» Data supplied
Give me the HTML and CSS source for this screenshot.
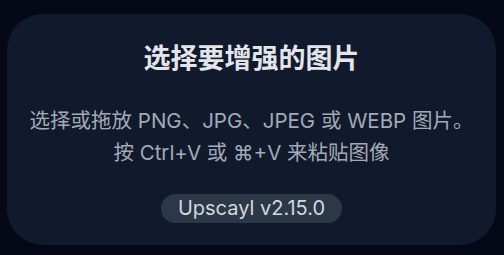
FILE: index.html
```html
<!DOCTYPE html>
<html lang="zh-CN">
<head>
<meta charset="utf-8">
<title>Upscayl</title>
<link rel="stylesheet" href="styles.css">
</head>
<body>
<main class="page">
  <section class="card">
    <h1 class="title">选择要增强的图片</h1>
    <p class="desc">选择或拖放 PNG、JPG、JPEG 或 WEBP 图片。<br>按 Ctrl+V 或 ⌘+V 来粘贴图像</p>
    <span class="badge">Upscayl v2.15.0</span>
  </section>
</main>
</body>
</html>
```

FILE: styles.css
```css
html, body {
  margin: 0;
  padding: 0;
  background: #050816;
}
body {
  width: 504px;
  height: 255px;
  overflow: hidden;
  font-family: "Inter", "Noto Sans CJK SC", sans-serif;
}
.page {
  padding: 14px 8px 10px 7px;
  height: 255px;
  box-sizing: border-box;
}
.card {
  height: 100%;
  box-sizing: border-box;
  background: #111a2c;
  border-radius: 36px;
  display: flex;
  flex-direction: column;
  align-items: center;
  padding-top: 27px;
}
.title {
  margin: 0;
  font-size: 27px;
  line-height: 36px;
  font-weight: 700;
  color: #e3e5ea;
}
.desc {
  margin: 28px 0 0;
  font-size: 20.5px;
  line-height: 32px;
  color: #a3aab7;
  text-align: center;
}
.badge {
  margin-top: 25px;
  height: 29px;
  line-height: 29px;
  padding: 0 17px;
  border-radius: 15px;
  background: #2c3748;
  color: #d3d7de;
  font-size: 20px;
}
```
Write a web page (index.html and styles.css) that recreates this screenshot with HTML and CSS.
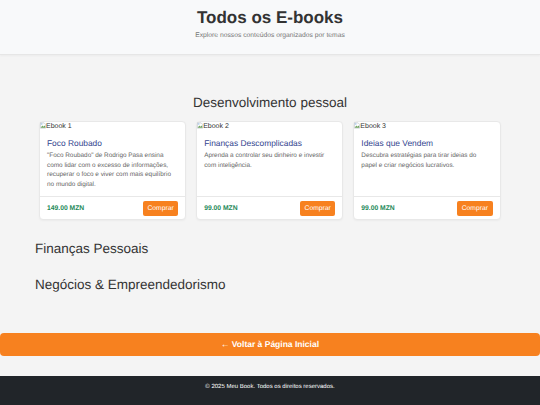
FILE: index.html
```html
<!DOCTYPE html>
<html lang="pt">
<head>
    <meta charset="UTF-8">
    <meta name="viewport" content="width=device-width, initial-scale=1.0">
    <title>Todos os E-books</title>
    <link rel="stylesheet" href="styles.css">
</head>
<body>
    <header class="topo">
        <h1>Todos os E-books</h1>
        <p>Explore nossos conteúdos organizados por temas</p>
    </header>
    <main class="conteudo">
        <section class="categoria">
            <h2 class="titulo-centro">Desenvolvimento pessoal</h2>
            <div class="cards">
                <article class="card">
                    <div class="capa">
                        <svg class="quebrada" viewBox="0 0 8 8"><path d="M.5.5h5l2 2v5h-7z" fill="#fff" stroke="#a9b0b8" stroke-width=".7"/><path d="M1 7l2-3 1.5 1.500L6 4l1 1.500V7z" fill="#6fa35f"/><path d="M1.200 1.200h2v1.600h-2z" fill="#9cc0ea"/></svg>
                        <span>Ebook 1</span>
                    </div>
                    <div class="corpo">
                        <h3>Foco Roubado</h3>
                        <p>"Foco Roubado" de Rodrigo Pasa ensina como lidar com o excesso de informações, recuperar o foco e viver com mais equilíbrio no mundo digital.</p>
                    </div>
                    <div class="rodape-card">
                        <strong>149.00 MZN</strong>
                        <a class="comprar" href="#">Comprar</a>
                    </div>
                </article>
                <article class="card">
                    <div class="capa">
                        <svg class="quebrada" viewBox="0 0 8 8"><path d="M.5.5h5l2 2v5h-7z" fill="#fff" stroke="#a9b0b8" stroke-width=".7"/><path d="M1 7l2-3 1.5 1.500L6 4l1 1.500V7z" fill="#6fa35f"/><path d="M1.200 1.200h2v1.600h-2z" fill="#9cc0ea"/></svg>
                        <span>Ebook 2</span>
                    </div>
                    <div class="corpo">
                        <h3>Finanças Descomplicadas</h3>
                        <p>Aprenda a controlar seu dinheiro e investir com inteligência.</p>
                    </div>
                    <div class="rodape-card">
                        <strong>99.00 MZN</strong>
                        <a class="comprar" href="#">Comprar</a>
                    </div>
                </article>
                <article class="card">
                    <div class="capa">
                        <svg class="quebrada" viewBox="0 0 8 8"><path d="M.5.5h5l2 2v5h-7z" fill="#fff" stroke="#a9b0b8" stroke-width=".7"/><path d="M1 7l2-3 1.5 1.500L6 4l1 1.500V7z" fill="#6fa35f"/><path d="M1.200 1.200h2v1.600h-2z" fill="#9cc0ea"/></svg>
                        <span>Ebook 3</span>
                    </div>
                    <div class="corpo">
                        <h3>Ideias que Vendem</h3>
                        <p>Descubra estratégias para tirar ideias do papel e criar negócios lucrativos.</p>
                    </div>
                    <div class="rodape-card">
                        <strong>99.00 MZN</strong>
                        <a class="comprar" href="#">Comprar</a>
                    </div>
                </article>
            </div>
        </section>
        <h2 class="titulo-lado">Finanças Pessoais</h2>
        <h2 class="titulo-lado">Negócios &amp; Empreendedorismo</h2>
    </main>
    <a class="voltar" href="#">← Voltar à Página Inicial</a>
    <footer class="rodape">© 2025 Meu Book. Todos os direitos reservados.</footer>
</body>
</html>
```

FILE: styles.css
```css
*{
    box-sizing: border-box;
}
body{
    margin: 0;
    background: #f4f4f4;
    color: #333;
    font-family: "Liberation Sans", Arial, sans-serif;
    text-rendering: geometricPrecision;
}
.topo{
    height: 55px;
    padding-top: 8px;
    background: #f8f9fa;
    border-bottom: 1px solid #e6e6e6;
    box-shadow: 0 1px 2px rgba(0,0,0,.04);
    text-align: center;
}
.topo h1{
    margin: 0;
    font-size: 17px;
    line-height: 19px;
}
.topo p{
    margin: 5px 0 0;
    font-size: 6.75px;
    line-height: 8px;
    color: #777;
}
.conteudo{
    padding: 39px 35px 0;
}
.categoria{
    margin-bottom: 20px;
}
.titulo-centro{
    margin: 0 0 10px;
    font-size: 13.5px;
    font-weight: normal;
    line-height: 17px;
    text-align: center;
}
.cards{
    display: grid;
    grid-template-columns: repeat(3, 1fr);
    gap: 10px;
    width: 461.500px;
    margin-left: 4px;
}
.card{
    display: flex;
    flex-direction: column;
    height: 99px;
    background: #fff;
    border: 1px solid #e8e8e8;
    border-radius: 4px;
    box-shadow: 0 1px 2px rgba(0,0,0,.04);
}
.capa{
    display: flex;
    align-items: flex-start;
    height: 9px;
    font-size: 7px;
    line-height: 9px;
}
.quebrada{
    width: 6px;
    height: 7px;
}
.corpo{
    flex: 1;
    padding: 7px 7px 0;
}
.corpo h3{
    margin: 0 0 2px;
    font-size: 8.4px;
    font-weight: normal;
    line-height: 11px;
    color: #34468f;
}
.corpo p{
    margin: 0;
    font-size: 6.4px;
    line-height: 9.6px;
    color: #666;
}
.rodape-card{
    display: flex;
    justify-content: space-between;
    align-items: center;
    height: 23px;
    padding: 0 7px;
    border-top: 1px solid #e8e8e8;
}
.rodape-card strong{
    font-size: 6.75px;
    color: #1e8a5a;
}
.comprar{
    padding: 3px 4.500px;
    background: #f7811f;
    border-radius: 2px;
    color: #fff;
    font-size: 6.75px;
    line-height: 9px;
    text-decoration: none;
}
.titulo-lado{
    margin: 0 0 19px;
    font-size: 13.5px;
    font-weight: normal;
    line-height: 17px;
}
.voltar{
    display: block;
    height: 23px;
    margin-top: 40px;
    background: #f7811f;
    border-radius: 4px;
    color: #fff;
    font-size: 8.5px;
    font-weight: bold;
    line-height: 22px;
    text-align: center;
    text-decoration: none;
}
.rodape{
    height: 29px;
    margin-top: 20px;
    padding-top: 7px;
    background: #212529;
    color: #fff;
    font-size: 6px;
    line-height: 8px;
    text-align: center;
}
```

» What you should do
Leave the pictures out, and transcribe each of the records exactly.

» Written answer
Give me the HTML and CSS source for this screenshot.
FILE: index.html
```html
<!DOCTYPE html>
<html lang="zh-CN">
<head>
<meta charset="utf-8">
<title>Upscayl</title>
<link rel="stylesheet" href="styles.css">
</head>
<body>
<main class="page">
  <section class="card">
    <h1 class="title">选择要增强的图片</h1>
    <p class="desc">选择或拖放 PNG、JPG、JPEG 或 WEBP 图片。<br>按 Ctrl+V 或 ⌘+V 来粘贴图像</p>
    <span class="badge">Upscayl v2.15.0</span>
  </section>
</main>
</body>
</html>
```

FILE: styles.css
```css
html, body {
  margin: 0;
  padding: 0;
  background: #050816;
}
body {
  width: 504px;
  height: 255px;
  overflow: hidden;
  font-family: "Inter", "Noto Sans CJK SC", sans-serif;
}
.page {
  padding: 14px 8px 10px 7px;
  height: 255px;
  box-sizing: border-box;
}
.card {
  height: 100%;
  box-sizing: border-box;
  background: #111a2c;
  border-radius: 36px;
  display: flex;
  flex-direction: column;
  align-items: center;
  padding-top: 27px;
}
.title {
  margin: 0;
  font-size: 27px;
  line-height: 36px;
  font-weight: 700;
  color: #e3e5ea;
}
.desc {
  margin: 28px 0 0;
  font-size: 20.5px;
  line-height: 32px;
  color: #a3aab7;
  text-align: center;
}
.badge {
  margin-top: 25px;
  height: 29px;
  line-height: 29px;
  padding: 0 17px;
  border-radius: 15px;
  background: #2c3748;
  color: #d3d7de;
  font-size: 20px;
}
```
Write a web page (index.html and styles.css) that recreates this screenshot with HTML and CSS.
FILE: index.html
```html
<!DOCTYPE html>
<html lang="pt">
<head>
    <meta charset="UTF-8">
    <meta name="viewport" content="width=device-width, initial-scale=1.0">
    <title>Todos os E-books</title>
    <link rel="stylesheet" href="styles.css">
</head>
<body>
    <header class="topo">
        <h1>Todos os E-books</h1>
        <p>Explore nossos conteúdos organizados por temas</p>
    </header>
    <main class="conteudo">
        <section class="categoria">
            <h2 class="titulo-centro">Desenvolvimento pessoal</h2>
            <div class="cards">
                <article class="card">
                    <div class="capa">
                        <svg class="quebrada" viewBox="0 0 8 8"><path d="M.5.5h5l2 2v5h-7z" fill="#fff" stroke="#a9b0b8" stroke-width=".7"/><path d="M1 7l2-3 1.5 1.500L6 4l1 1.500V7z" fill="#6fa35f"/><path d="M1.200 1.200h2v1.600h-2z" fill="#9cc0ea"/></svg>
                        <span>Ebook 1</span>
                    </div>
                    <div class="corpo">
                        <h3>Foco Roubado</h3>
                        <p>"Foco Roubado" de Rodrigo Pasa ensina como lidar com o excesso de informações, recuperar o foco e viver com mais equilíbrio no mundo digital.</p>
                    </div>
                    <div class="rodape-card">
                        <strong>149.00 MZN</strong>
                        <a class="comprar" href="#">Comprar</a>
                    </div>
                </article>
                <article class="card">
                    <div class="capa">
                        <svg class="quebrada" viewBox="0 0 8 8"><path d="M.5.5h5l2 2v5h-7z" fill="#fff" stroke="#a9b0b8" stroke-width=".7"/><path d="M1 7l2-3 1.5 1.500L6 4l1 1.500V7z" fill="#6fa35f"/><path d="M1.200 1.200h2v1.600h-2z" fill="#9cc0ea"/></svg>
                        <span>Ebook 2</span>
                    </div>
                    <div class="corpo">
                        <h3>Finanças Descomplicadas</h3>
                        <p>Aprenda a controlar seu dinheiro e investir com inteligência.</p>
                    </div>
                    <div class="rodape-card">
                        <strong>99.00 MZN</strong>
                        <a class="comprar" href="#">Comprar</a>
                    </div>
                </article>
                <article class="card">
                    <div class="capa">
                        <svg class="quebrada" viewBox="0 0 8 8"><path d="M.5.5h5l2 2v5h-7z" fill="#fff" stroke="#a9b0b8" stroke-width=".7"/><path d="M1 7l2-3 1.5 1.500L6 4l1 1.500V7z" fill="#6fa35f"/><path d="M1.200 1.200h2v1.600h-2z" fill="#9cc0ea"/></svg>
                        <span>Ebook 3</span>
                    </div>
                    <div class="corpo">
                        <h3>Ideias que Vendem</h3>
                        <p>Descubra estratégias para tirar ideias do papel e criar negócios lucrativos.</p>
                    </div>
                    <div class="rodape-card">
                        <strong>99.00 MZN</strong>
                        <a class="comprar" href="#">Comprar</a>
                    </div>
                </article>
            </div>
        </section>
        <h2 class="titulo-lado">Finanças Pessoais</h2>
        <h2 class="titulo-lado">Negócios &amp; Empreendedorismo</h2>
    </main>
    <a class="voltar" href="#">← Voltar à Página Inicial</a>
    <footer class="rodape">© 2025 Meu Book. Todos os direitos reservados.</footer>
</body>
</html>
```

FILE: styles.css
```css
*{
    box-sizing: border-box;
}
body{
    margin: 0;
    background: #f4f4f4;
    color: #333;
    font-family: "Liberation Sans", Arial, sans-serif;
    text-rendering: geometricPrecision;
}
.topo{
    height: 55px;
    padding-top: 8px;
    background: #f8f9fa;
    border-bottom: 1px solid #e6e6e6;
    box-shadow: 0 1px 2px rgba(0,0,0,.04);
    text-align: center;
}
.topo h1{
    margin: 0;
    font-size: 17px;
    line-height: 19px;
}
.topo p{
    margin: 5px 0 0;
    font-size: 6.75px;
    line-height: 8px;
    color: #777;
}
.conteudo{
    padding: 39px 35px 0;
}
.categoria{
    margin-bottom: 20px;
}
.titulo-centro{
    margin: 0 0 10px;
    font-size: 13.5px;
    font-weight: normal;
    line-height: 17px;
    text-align: center;
}
.cards{
    display: grid;
    grid-template-columns: repeat(3, 1fr);
    gap: 10px;
    width: 461.500px;
    margin-left: 4px;
}
.card{
    display: flex;
    flex-direction: column;
    height: 99px;
    background: #fff;
    border: 1px solid #e8e8e8;
    border-radius: 4px;
    box-shadow: 0 1px 2px rgba(0,0,0,.04);
}
.capa{
    display: flex;
    align-items: flex-start;
    height: 9px;
    font-size: 7px;
    line-height: 9px;
}
.quebrada{
    width: 6px;
    height: 7px;
}
.corpo{
    flex: 1;
    padding: 7px 7px 0;
}
.corpo h3{
    margin: 0 0 2px;
    font-size: 8.4px;
    font-weight: normal;
    line-height: 11px;
    color: #34468f;
}
.corpo p{
    margin: 0;
    font-size: 6.4px;
    line-height: 9.6px;
    color: #666;
}
.rodape-card{
    display: flex;
    justify-content: space-between;
    align-items: center;
    height: 23px;
    padding: 0 7px;
    border-top: 1px solid #e8e8e8;
}
.rodape-card strong{
    font-size: 6.75px;
    color: #1e8a5a;
}
.comprar{
    padding: 3px 4.500px;
    background: #f7811f;
    border-radius: 2px;
    color: #fff;
    font-size: 6.75px;
    line-height: 9px;
    text-decoration: none;
}
.titulo-lado{
    margin: 0 0 19px;
    font-size: 13.5px;
    font-weight: normal;
    line-height: 17px;
}
.voltar{
    display: block;
    height: 23px;
    margin-top: 40px;
    background: #f7811f;
    border-radius: 4px;
    color: #fff;
    font-size: 8.5px;
    font-weight: bold;
    line-height: 22px;
    text-align: center;
    text-decoration: none;
}
.rodape{
    height: 29px;
    margin-top: 20px;
    padding-top: 7px;
    background: #212529;
    color: #fff;
    font-size: 6px;
    line-height: 8px;
    text-align: center;
}
```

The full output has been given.